Eni: in Libia fermo un milione di barili di petrolio

La crisi ha coinvolto anche il Cane a sei zampe. Descalzi: «Tutto il nostro sforzo è per tutelare gli asset in loco e i dipendenti»

Eni ha inoltre fin dall’inizio incluso nella propria strategia un percorso di abbattimento anche delle emissioni Scope 3

Una storia nata nel lontano 1959, e che ora rischia di vacillare. Sono più di 50 anni che Eni è presente in Libia, attiva nei settori Exploration & Production e Gas & Power nell’offshore di fronte alla città di Tripoli e nel deserto, ma le recenti vicissitudini politiche stanno rendendo la permanenza sul territorio dell’azienda guidata da Claudio Descalzi sempre più complicata.

«La situazione in Libia è molto difficile per noi perché da tre settimane abbiamo un milione di barili fermo – commenta Claudio Descalzi – Questo non sta impattando sul prezzo dell’olio perché è sceso, ma è un numero davvero alto: un milione di barile vuole dire tanto per la Libia dato che, oltre alle spese ordinarie degli stipendi, ci sono anche da pagare i medici e i medicinali. È una guerra nella guerra».







Secondo gli ultimi dati diramati dal Gruppo, Eni possiede in Libia 11 titoli minerari (4 permessi esplorativi e 7 produttivi), regolati da contratti di Exploration and Production Sharing Agreement (Epsa). Nel corso del 2018 le attività di sviluppo hanno riguardato l’avvio produttivo del progetto offshore di Bahr Essalam fase 2, con la messa in produzione di 10 nuovi pozzi offshore e il completamento delle attività di potenziamento degli impianti di trattamento gas a Mellitah e Sabratha, che hanno incrementato la capacità di trattamento fino a 1.100 milioni di piedi cubi al giorno.
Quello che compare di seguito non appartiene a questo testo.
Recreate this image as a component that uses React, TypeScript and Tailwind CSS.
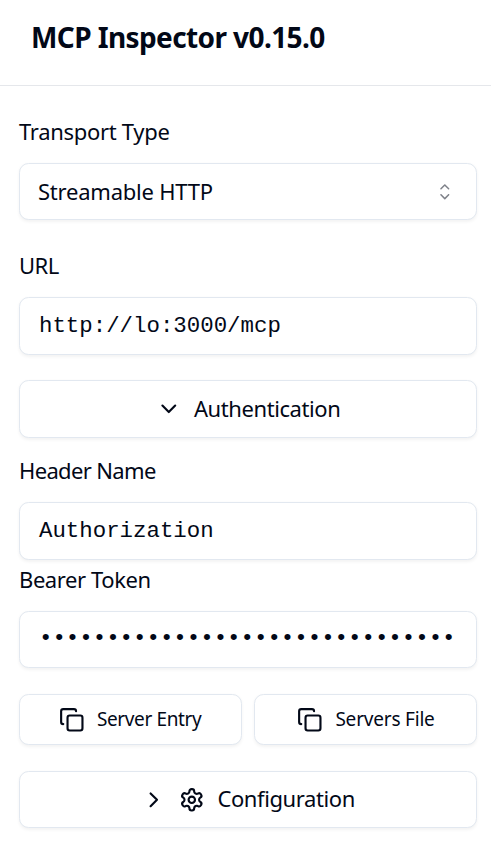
import type { ReactNode } from "react";
import { ChevronDown, ChevronRight, Copy } from "lucide-react";

const box = "flex shrink-0 items-center rounded-[9.6px] border border-[#e2e8f0] bg-white shadow-[0_1.6px_3.2px_rgba(0,0,0,0.05)]";

function Label({ children, className }: { children: ReactNode; className: string }) {
  return <label className={`block leading-[32px] whitespace-nowrap ${className}`}>{children}</label>;
}

function CaretSort() {
  return (
    <svg width="25.6" height="25.6" viewBox="0 0 15 15" fill="currentColor" className="opacity-50">
      <path
        fillRule="evenodd"
        d="M4.93179 5.43179C4.75605 5.60753 4.75605 5.89245 4.93179 6.06819C5.10753 6.24392 5.39245 6.24392 5.56819 6.06819L7.49999 4.13638L9.43179 6.06819C9.60753 6.24392 9.89245 6.24392 10.0682 6.06819C10.2439 5.89245 10.2439 5.60753 10.0682 5.43179L7.81819 3.18179C7.73379 3.0974 7.61933 3.04999 7.49999 3.04999C7.38064 3.04999 7.26618 3.0974 7.18179 3.18179L4.93179 5.43179ZM10.0682 9.56819C10.2439 9.39245 10.2439 9.10753 10.0682 8.93179C9.89245 8.75606 9.60753 8.75606 9.43179 8.93179L7.49999 10.8636L5.56819 8.93179C5.39245 8.75606 5.10753 8.75606 4.93179 8.93179C4.75605 9.10753 4.75605 9.39245 4.93179 9.56819L7.18179 11.8182C7.35753 11.9939 7.64245 11.9939 7.81819 11.8182L10.0682 9.56819Z"
      />
    </svg>
  );
}

function Gear() {
  return (
    <svg width="25.6" height="25.6" viewBox="0 0 24 24" fill="none" stroke="currentColor" strokeWidth="2" strokeLinecap="round" strokeLinejoin="round" className="shrink-0">
      <path d="M12.22 2h-.44a2 2 0 0 0-2 2v.18a2 2 0 0 1-1 1.73l-.43.25a2 2 0 0 1-2 0l-.15-.08a2 2 0 0 0-2.73.73l-.22.38a2 2 0 0 0 .73 2.73l.15.1a2 2 0 0 1 1 1.72v.51a2 2 0 0 1-1 1.74l-.15.09a2 2 0 0 0-.73 2.73l.22.38a2 2 0 0 0 2.73.73l.15-.08a2 2 0 0 1 2 0l.43.25a2 2 0 0 1 1 1.73V20a2 2 0 0 0 2 2h.44a2 2 0 0 0 2-2v-.18a2 2 0 0 1 1-1.73l.43-.25a2 2 0 0 1 2 0l.15.08a2 2 0 0 0 2.73-.73l.22-.39a2 2 0 0 0-.73-2.73l-.15-.08a2 2 0 0 1-1-1.74v-.5a2 2 0 0 1 1-1.74l.15-.09a2 2 0 0 0 .73-2.73l-.22-.38a2 2 0 0 0-2.73-.73l-.15.08a2 2 0 0 1-2 0l-.43-.25a2 2 0 0 1-1-1.73V4a2 2 0 0 0-2-2z" />
      <circle cx="12" cy="12" r="3" />
    </svg>
  );
}

export default function App() {
  return (
    <div className="flex h-[851px] w-[491px] flex-col overflow-hidden bg-white font-['Noto_Sans',sans-serif] text-[22.4px] text-[#020817]">
      <header className="flex h-[86px] shrink-0 items-start border-b border-[#e5e7eb] pt-[17px] pl-[31px]">
        <h1 className="text-[28px] leading-[40px] font-bold tracking-[-0.6px] whitespace-nowrap">MCP Inspector v0.15.0</h1>
      </header>

      <main className="flex flex-col pr-[14px] pl-[19px]">
        <Label className="mt-[29px] text-[22px] tracking-[-0.3px]">Transport Type</Label>
        <button className={`${box} mt-[16px] h-[57px] justify-between pr-[18px] pl-[18px]`}>
          <span className="text-[22px] tracking-[-0.22px]">Streamable HTTP</span>
          <CaretSort />
        </button>

        <Label className="mt-[29px] text-[22px] tracking-[-0.5px]">URL</Label>
        <div className={`${box} mt-[16px] h-[58px] pt-[2px] pl-[19px] font-['Liberation_Mono',monospace]`}>http://lo:3000/mcp</div>

        <button className={`${box} mt-[25px] h-[58px] pl-[136px]`}>
          <ChevronDown size={25.6} />
          <span className="ml-[12.4px] pb-[2px] text-[22px] tracking-[-0.42px]">Authentication</span>
        </button>

        <Label className="mt-[16px] text-[22px] tracking-[-0.65px]">Header Name</Label>
        <div className={`${box} mt-[16px] h-[58px] pt-[2px] pl-[19px] font-['Liberation_Mono',monospace]`}>Authorization</div>

        <Label className="mt-[3px] text-[22px] tracking-[-0.42px]">Bearer Token</Label>
        <div className={`${box} mt-[16px] h-[57px] pb-px pl-[19px] font-['Liberation_Mono',monospace]`}>{"•".repeat(31)}</div>

        <div className="mt-[26px] grid grid-cols-2 gap-3">
          <button className={`${box} h-[51px] pl-[39px] text-[19px]`}>
            <Copy size={25.6} />
            <span className="ml-[12.4px] tracking-[-0.38px] whitespace-nowrap">Server Entry</span>
          </button>
          <button className={`${box} h-[51px] pl-[42px] text-[19px]`}>
            <Copy size={25.6} />
            <span className="ml-[12.8px] tracking-[-0.2px] whitespace-nowrap">Servers File</span>
          </button>
        </div>

        <button className={`${box} mt-[26px] h-[57px] pl-[121px]`}>
          <ChevronRight size={25.6} />
          <span className="ml-[12.8px] flex">
            <Gear />
          </span>
          <span className="ml-[12.4px] pb-[2px] text-[22px] tracking-[-0.4px]">Configuration</span>
        </button>
      </main>
    </div>
  );
}
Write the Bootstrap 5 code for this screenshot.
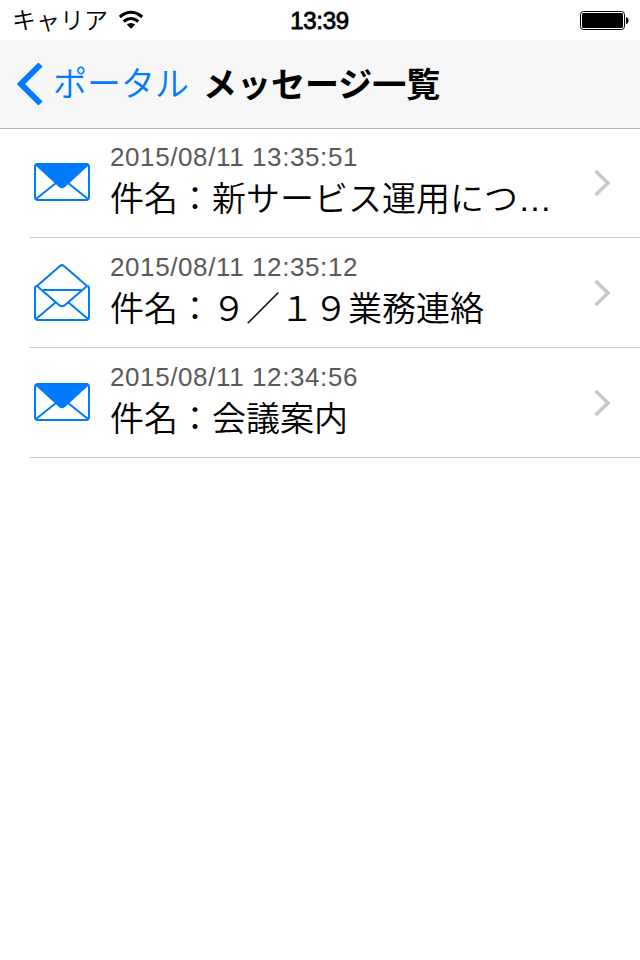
<!DOCTYPE html>
<html lang="ja">
<head>
<meta charset="utf-8">
<meta name="viewport" content="width=device-width, initial-scale=1">
<title>メッセージ一覧</title>
<link href="https://cdn.jsdelivr.net/npm/bootstrap@5.3.0/dist/css/bootstrap.min.css" rel="stylesheet">
<style>
body{font-family:"Liberation Sans","Noto Sans CJK JP",sans-serif;color:#000;background:#fff;overflow:hidden}
svg{display:block;flex:none}
.status-bar{height:40px;padding:0 11px 0 12px;line-height:38px}
.carrier{font-size:24px;font-weight:350;width:96px;margin-right:10px;padding-top:2px}
.clock{font-size:24px;font-weight:400;-webkit-text-stroke:.8px #000;letter-spacing:-.3px;padding-top:2px;margin-right:2px}
.title-bar{height:89px;background:#f7f7f7;border-bottom:1px solid #b2b2b2;padding:0 0 0 16px}
.back-link{color:#007aff;font-size:34px;font-weight:350;width:174px;margin-right:13px;line-height:88px}
.back-label{padding-left:1px}
.page-title{font-size:34px;font-weight:700;line-height:88px;padding-top:1px}
.message-list{margin:-1px 0 0 30px}
.message{height:110px;border-bottom:1px solid #c8c7cc;padding:0 29px 0 3px;color:#000}
.message-text{padding-left:3px}
.message-date{font-size:26px;letter-spacing:.6px;line-height:30px;color:#595959;margin-top:14px}
.message-subject{font-size:34px;font-weight:350;line-height:54px}
</style>
<script src="https://cdn.jsdelivr.net/npm/bootstrap@5.3.0/dist/js/bootstrap.bundle.min.js"></script>
</head>
<body>
<svg width="0" height="0" class="position-absolute" aria-hidden="true">
  <symbol id="closed" viewBox="0 0 58 58">
    <g fill="none" stroke="#007aff" stroke-width="2"><rect x="2" y="10" width="54" height="36" rx="3"/><path d="M3 45 L23 29 M55 45 L35 29"/></g>
    <path fill="#007aff" d="M2 11 Q3 9 5 9 H53 Q55 9 56 11 L32 33 Q29 35.400 26 33Z"/>
  </symbol>
  <symbol id="opened" viewBox="0 0 58 58">
    <path fill="none" stroke="#007aff" stroke-width="2" stroke-linejoin="round" d="M4 22 H4 Q2 22 2 24 V53 Q2 56 5 56 H53 Q56 56 56 53 V24 Q56 22 54 22 L31 2 Q29 .2 27 2 L4 22 L26 41 Q29 43.500 32 41 L54 22 M10 26 H48 M3 55 L23 38 M55 55 L35 38"/>
  </symbol>
  <symbol id="chevron" viewBox="0 0 18 28"><path d="M2.500 2 L15 14 L2.500 26" fill="none" stroke="#c7c7cc" stroke-width="3.600"/></symbol>
</svg>

<header>
  <div class="status-bar row g-0 align-items-center">
    <div class="col d-flex align-items-center">
      <span class="carrier text-nowrap">キャリア</span>
      <svg width="26" height="20" viewBox="0 0 26 20" aria-hidden="true"><path d="M1.800 7 Q13 -2.400 24.200 7 M5.700 11.500 Q13 5.500 20.300 11.500" fill="none" stroke="#000" stroke-width="3"/><path d="M8.800 14.500 Q13 11.500 17.200 14.500 L13 18.800Z"/></svg>
    </div>
    <div class="col-auto clock">13:39</div>
    <div class="col d-flex justify-content-end">
      <svg width="50" height="20" viewBox="0 0 50 20" aria-hidden="true"><rect x="1.500" y="1.500" width="44" height="18" rx="3" fill="none" stroke="#000"/><rect x="3" y="3" width="41" height="15" rx="1.500"/><path d="M47 7 Q49.500 7.500 49.500 10.500 Q49.500 13.500 47 14Z"/></svg>
    </div>
  </div>
  <nav class="title-bar d-flex align-items-center">
    <a href="#" class="back-link d-flex align-items-center text-decoration-none text-nowrap">
      <svg width="28" height="44" viewBox="0 0 28 44" class="me-2" aria-hidden="true"><path d="M24.500 2.500 L5 22 L24.500 41.500" fill="none" stroke="#007aff" stroke-width="6"/></svg>
      <span class="back-label">ポータル</span>
    </a>
    <h1 class="page-title mb-0 text-nowrap">メッセージ一覧</h1>
  </nav>
</header>
<main class="message-list list-group list-group-flush">
  <a href="#" class="message d-flex align-items-center text-decoration-none">
    <svg width="58" height="58" class="me-3" aria-hidden="true"><use href="#closed"/></svg>
    <div class="message-text flex-grow-1 align-self-start text-nowrap"><div class="message-date">2015/08/11 13:35:51</div><div class="message-subject">件名：新サービス運用につ…</div></div>
    <svg width="18" height="28" aria-hidden="true"><use href="#chevron"/></svg>
  </a>
  <a href="#" class="message d-flex align-items-center text-decoration-none">
    <svg width="58" height="58" class="me-3" aria-hidden="true"><use href="#opened"/></svg>
    <div class="message-text flex-grow-1 align-self-start text-nowrap"><div class="message-date">2015/08/11 12:35:12</div><div class="message-subject">件名：９／１９業務連絡</div></div>
    <svg width="18" height="28" aria-hidden="true"><use href="#chevron"/></svg>
  </a>
  <a href="#" class="message d-flex align-items-center text-decoration-none">
    <svg width="58" height="58" class="me-3" aria-hidden="true"><use href="#closed"/></svg>
    <div class="message-text flex-grow-1 align-self-start text-nowrap"><div class="message-date">2015/08/11 12:34:56</div><div class="message-subject">件名：会議案内</div></div>
    <svg width="18" height="28" aria-hidden="true"><use href="#chevron"/></svg>
  </a>
</main>
</body>
</html>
Claudio Descalzi all’inaugurazione dell’Hpc5 di Eni

Ma ora, più che alla ricerca di nuovi siti, si pensa al mantenimento degli asset in loco e alla tutela dei dipendenti. «La nostra attenzione – prosegue Descalzi – ora è sulle persone e sulla manutenzione, tutto lo sforzo è tenere gli asset con la massima attenzione ed essere sicuri che le persone siano in una condizione assolutamente sicura. Ora siamo preoccupati: noi abbiamo più di 5.000, 6.000 persone e dobbiamo cercare di capire se riusciremo a pagar loro i salari».

Una situazione estramemente critica quella dello stato Nordafricano, che ora è un Paese che può rischiare il collasso se non ritorna la produzione. E che può davvero nuocere al Cane a sei zampe. «La crisi libica in questi ultimi due anni ha avuto un impatto su tutto quello che si poteva fare per migliorare la situazione produttiva – conclude Descalzi – E adesso la nostra equity è bassa, saremo sui 150mila barili. Eravamo a 250mila, 300mila, ma adesso sono 100mila in meno, dipende da giorno in giorno».